Identify the Problem Part 2

Here are the two articles I mentioned previously:

A quote from the second article, originally published in 2017:

In surveys of 106 C-suite executives who represented 91 private and public-sector companies in 17 countries, I found that a full 85% strongly agreed or agreed that their organizations were bad at problem diagnosis, and 87% strongly agreed or agreed that this flaw carried significant costs.

Are You Solving the Right Problems” by Wedell-Wedellsborg, Thomas, in Harvard Business Review, from the January-February 2017 issue (site last visited June 15 2023)

I’m slowly sidling up to expressing my own views on this topic, I know. My initial reactions are very vocal and filled with disbelief and profanity.
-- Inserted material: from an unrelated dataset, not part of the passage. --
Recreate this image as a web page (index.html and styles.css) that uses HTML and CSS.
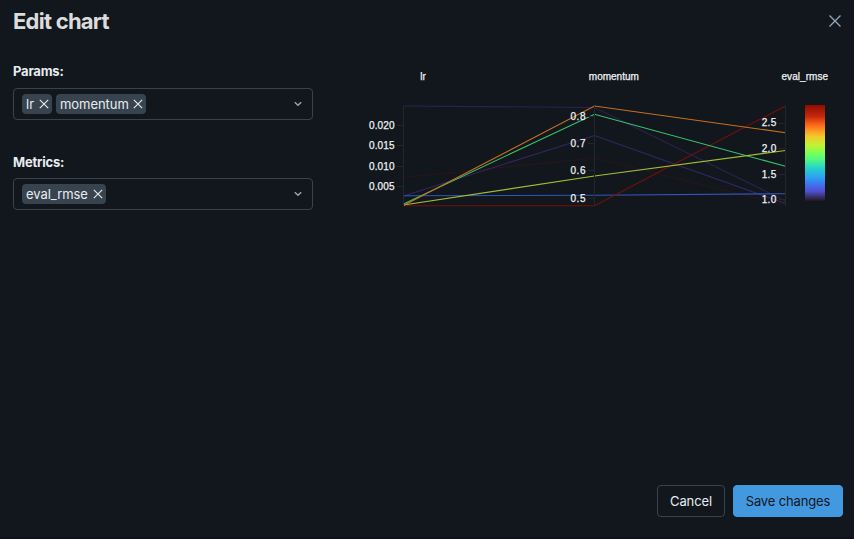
FILE: index.html
```html
<!DOCTYPE html>
<html lang="en">
<head>
<meta charset="utf-8">
<title>Edit chart</title>
<link rel="stylesheet" href="styles.css">
</head>
<body>
<div class="modal">
  <header class="header">
    <h1 class="title">Edit chart</h1>
    <svg class="close" viewBox="0 0 14 14"><path d="M1.5 1.5l11 11M12.5 1.5l-11 11"/></svg>
  </header>
  <main class="content">
    <form class="fields">
      <div class="field">
        <div class="label params-label">Params:</div>
        <div class="select">
          <span class="tag tag-lr"><span>lr</span><svg class="remove" viewBox="0 0 10 10"><path d="M.8.8l8.4 8.4M9.2.8L.8 9.2"/></svg></span>
          <span class="tag tag-momentum"><span>momentum</span><svg class="remove" viewBox="0 0 10 10"><path d="M.8.8l8.4 8.4M9.2.8L.8 9.2"/></svg></span>
          <svg class="chevron" viewBox="0 0 8 6"><path d="M.8 1.2L4 4.3l3.200-3.100"/></svg>
        </div>
      </div>
      <div class="field">
        <div class="label metrics-label">Metrics:</div>
        <div class="select">
          <span class="tag tag-rmse"><span>eval_rmse</span><svg class="remove" viewBox="0 0 10 10"><path d="M.8.8l8.4 8.4M9.2.8L.8 9.2"/></svg></span>
          <svg class="chevron" viewBox="0 0 8 6"><path d="M.8 1.2L4 4.3l3.200-3.100"/></svg>
        </div>
      </div>
    </form>
    <svg class="chart" viewBox="350 60 504 160">
      <defs>
        <linearGradient id="turbo" x1="0" y1="1" x2="0" y2="0">
          <stop offset="0" stop-color="#23171b"/>
          <stop offset=".05" stop-color="#3c3276"/>
          <stop offset=".1" stop-color="#4a52cc"/>
          <stop offset=".14" stop-color="#4860e6"/>
          <stop offset=".24" stop-color="#2f9df5"/>
          <stop offset=".34" stop-color="#26d0cd"/>
          <stop offset=".43" stop-color="#4df884"/>
          <stop offset=".5" stop-color="#7dff56"/>
          <stop offset=".58" stop-color="#c1f334"/>
          <stop offset=".67" stop-color="#f1cb2c"/>
          <stop offset=".73" stop-color="#ff9b21"/>
          <stop offset=".8" stop-color="#fb6218"/>
          <stop offset=".88" stop-color="#c4290c"/>
          <stop offset="1" stop-color="#900c00"/>
        </linearGradient>
      </defs>
      <g class="lines">
        <path stroke="#2b1518" d="M403.500 177.500L594.500 158L785.500 205.500"/>
        <path stroke="#2e2150" d="M403.500 106L594.500 107.500L785.500 201"/>
        <path stroke="#35265f" d="M403.500 196L594.500 135.500L785.500 203.500"/>
        <path stroke="#3454b8" d="M403.500 195.700L594.500 195.300L785.500 193.700"/>
        <path stroke="#751009" d="M403.500 205.800H594.500L785.500 106"/>
        <path stroke="#3bc46d" d="M403.500 204L594.500 114.300L785.500 166.300"/>
        <path stroke="#a5bd35" d="M403.500 205L594.500 176L785.500 150.500"/>
        <path stroke="#ca701c" d="M403.500 205.500L594.500 106L785.500 132.700"/>
      </g>
      <path class="axes" d="M403.500 105.500V206M397 125.500h6M397 145.500h6M397 166.500h6M397 186.500h6M594.500 106V206M588 116.500h6M588 143.500h6M588 170.500h6M588 198.500h6M785.500 106V206M779 123.500h6M779 148.500h6M779 174.500h6M779 199.500h6"/>
      <g class="ticks">
        <text x="369" y="129.300" textLength="25.500">0.020</text>
        <text x="369" y="149.300" textLength="25.500">0.015</text>
        <text x="369" y="169.500" textLength="25.500">0.010</text>
        <text x="369" y="190.300" textLength="25.500">0.005</text>
        <text x="570.500" y="120.300" textLength="15">0.8</text>
        <text x="570.500" y="147.300" textLength="15">0.7</text>
        <text x="570.500" y="174.300" textLength="15">0.6</text>
        <text x="570.500" y="202.300" textLength="15">0.5</text>
        <text x="761.700" y="126.300" textLength="14.500">2.5</text>
        <text x="761.700" y="152.300" textLength="14.500">2.0</text>
        <text x="761.700" y="178.300" textLength="14.500">1.5</text>
        <text x="761.700" y="203.300" textLength="14.500">1.0</text>
      </g>
      <g class="names">
        <text x="420.200" y="80">lr</text>
        <text x="588.800" y="80" textLength="50">momentum</text>
        <text x="781.500" y="80" textLength="46.500">eval_rmse</text>
      </g>
      <rect x="805" y="105" width="20" height="96" fill="url(#turbo)"/>
    </svg>
  </main>
  <footer class="footer">
    <button class="button cancel">Cancel</button>
    <button class="button save">Save changes</button>
  </footer>
</div>
</body>
</html>
```
FILE: styles.css
```css
* { box-sizing: border-box; }
body {
  margin: 0;
  background: #11171d;
  color: #e8ecf0;
  font: 13px/20px Inter, "Liberation Sans", sans-serif;
}
.modal {
  display: flex;
  flex-direction: column;
  width: 854px;
  height: 539px;
  padding-bottom: 20px;
  border-bottom: 2px solid #0d1116;
}
.header {
  display: flex;
  justify-content: space-between;
  height: 60px;
  padding: 7px 12px 0 13px;
}
.title {
  margin: 0;
  color: #dcdcdc;
  font-size: 22px;
  line-height: 28px;
  font-weight: 650;
  letter-spacing: -0.75px;
}
.close {
  width: 14px;
  height: 14px;
  margin-top: 7px;
  fill: none;
  stroke: #92a4b3;
  stroke-width: 1.4;
}
.content {
  display: grid;
  grid-template-columns: 300px 504px;
  column-gap: 37px;
  padding-left: 13px;
  flex: 1;
  align-items: start;
}
.fields { display: grid; gap: 32px; padding-top: 2px; }
.field { height: 58px; }
.label { height: 26px; font-weight: 700; }
.params-label { line-height: 19px; letter-spacing: -0.2px; }
.metrics-label { letter-spacing: -0.2px; }
.select {
  display: flex;
  align-items: center;
  gap: 4px;
  height: 32px;
  padding: 0 10px 0 8px;
  border: 1px solid #37444f;
  border-radius: 4px;
}
.tag {
  display: flex;
  align-items: center;
  justify-content: space-between;
  height: 20px;
  padding: 0 3px 0 4px;
  border-radius: 4px;
  background: #37444f;
  white-space: nowrap;
}
.tag-lr { width: 30px; }
.tag-momentum { width: 90px; letter-spacing: -0.05px; }
.tag-rmse { width: 84px; letter-spacing: -0.05px; }
.remove {
  width: 10px;
  height: 10px;
  flex: none;
  fill: none;
  stroke: #e8ecf0;
  stroke-width: 1.1;
}
.chevron {
  width: 8px;
  height: 6px;
  margin-left: auto;
  fill: none;
  stroke: #92a4b3;
  stroke-width: 1.5;
}
.chart { width: 504px; height: 160px; }
.lines { fill: none; stroke-width: 1.1; }
.axes { fill: none; stroke: #24272a; }
.ticks, .names {
  fill: #f0f2f4;
  font: 10px "Liberation Sans", sans-serif;
  stroke: #f0f2f4;
  stroke-width: 0.25;
}
.footer {
  display: flex;
  justify-content: flex-end;
  gap: 8px;
  padding-right: 11px;
}
.button {
  height: 32px;
  padding: 0;
  border: 1px solid #37444f;
  border-radius: 4px;
  background: transparent;
  color: #e8ecf0;
  font: 13px/20px Inter, "Liberation Sans", sans-serif;
  letter-spacing: -0.14px;
}
.cancel { width: 68px; }
.save {
  width: 110px;
  border-color: #4299e0;
  background: #4299e0;
  color: #11171d;
}
```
I’ll try to calm down a bit and be more methodical in my critiques. What are managers, whether low level, mid level, or C-suite, paid for in these companies? What are the discussions when they are promoted?
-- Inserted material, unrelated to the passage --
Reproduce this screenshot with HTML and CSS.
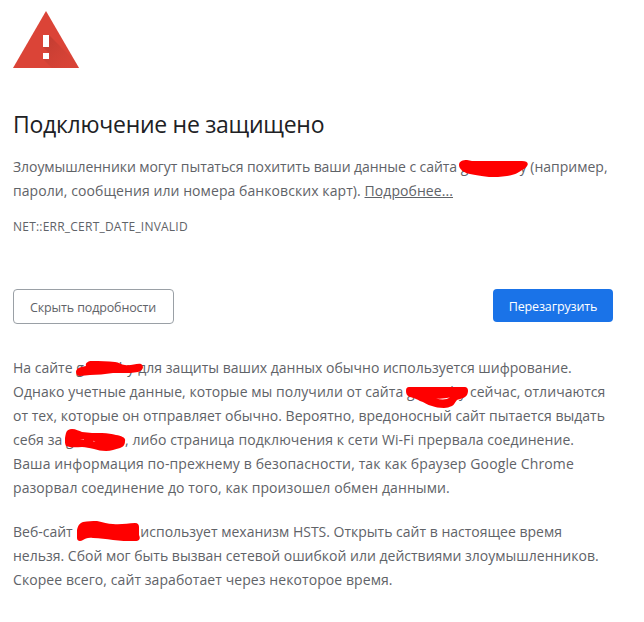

This would be like a national non-profit, closing down multiple chapters per year, with an acknowledged problem in getting members to sign up for leadership positions in chapters which are still active. And the national officers of that non-profit being most concerned with getting enough personal information from members that they can better qualify for government grants.

The bigger the problem is, the more chance there’s something about it people don’t want to acknowledge. The longer the problem exists, the more chance it spawns its own side-effect problems which will have to be dealt with, before the underlying problem can be addressed.

Bureaucrats of all types are very adept at finding what will get them promoted, what will keep their job safe, and what will threaten their job. Not what should get them promoted, keep them safe, or threaten their job. What will.

If an organization promotes people on how eagerly they follow orders, and not whether they understand the orders they give and are given, the intent, the immediate effects, and the long term effects of those orders, then the more likely this will be the result. Organizations which are much better at solving problems than identifying problems.

Life changes. These organizations will not be able to handle the change, and will die.

Slowing Down to Speed Up, Writing Edition

I listen to some small business and entrepreneur podcasts. One of the phrases I frequently hear is “slow down to speed up.”

I’ll be honest, I typically hear that right before the host explains why they fought that idea when they first heard it, before having to learn it the hard way. And by “hard way,” I mean by repeated painful experience. Anyway, I’ll get back on topic.

Slowing down to speed up also applies to writing. I used to wonder why there were so many different types of notebooks and stationery. For that matter, why were there so many different types of accounting ledger books?

In both cases, writing something down and then rewriting it somewhere else in a different way helps focus the mind.

For writing, I’ve seen guidelines which say there is a creative mode which runs fast and often a bit too free, then there is the editing mode. These are different parts of the brain, and trying to switch in and out of editing mode while ostensibly being in creating mode doesn’t work that well.

I’ve tried that with writing and it does work. I’m still not fully in the habit. But each time I get a little bit better are remembering to let it flow first and then go back and correct later.

I’m also finding it helps to do that with money. I don’t write down every cent of every transaction, but I’m starting to create a list of regular expenses, pulling the information from multiple other places it’s recorded. And it is helping me focus on what I want to keep and what I’m fine letting go.

Why am I writing this on a blog about making technology work for you?

Technology has created so many time-saving services, it’s erased the friction which used to exist. So we all, myself included, want to let the apps and programs and whatever do it all for us. When we do that, we convince ourselves we’re going faster and faster. But we’re planning and considering less and less.

A re-read and rewriting of a good idea is better than writing it hurriedly fifteen times. And it will be fifteen times because we’re moving so fast we forgot what we already wrote.

An inventory and accounting of what classes and guides and books have already been purchased is better than purchasing more variations of the same thing. But it’s faster and feels faster to just buy more of what has already been purchases.

Slowing down to go faster is a real thing.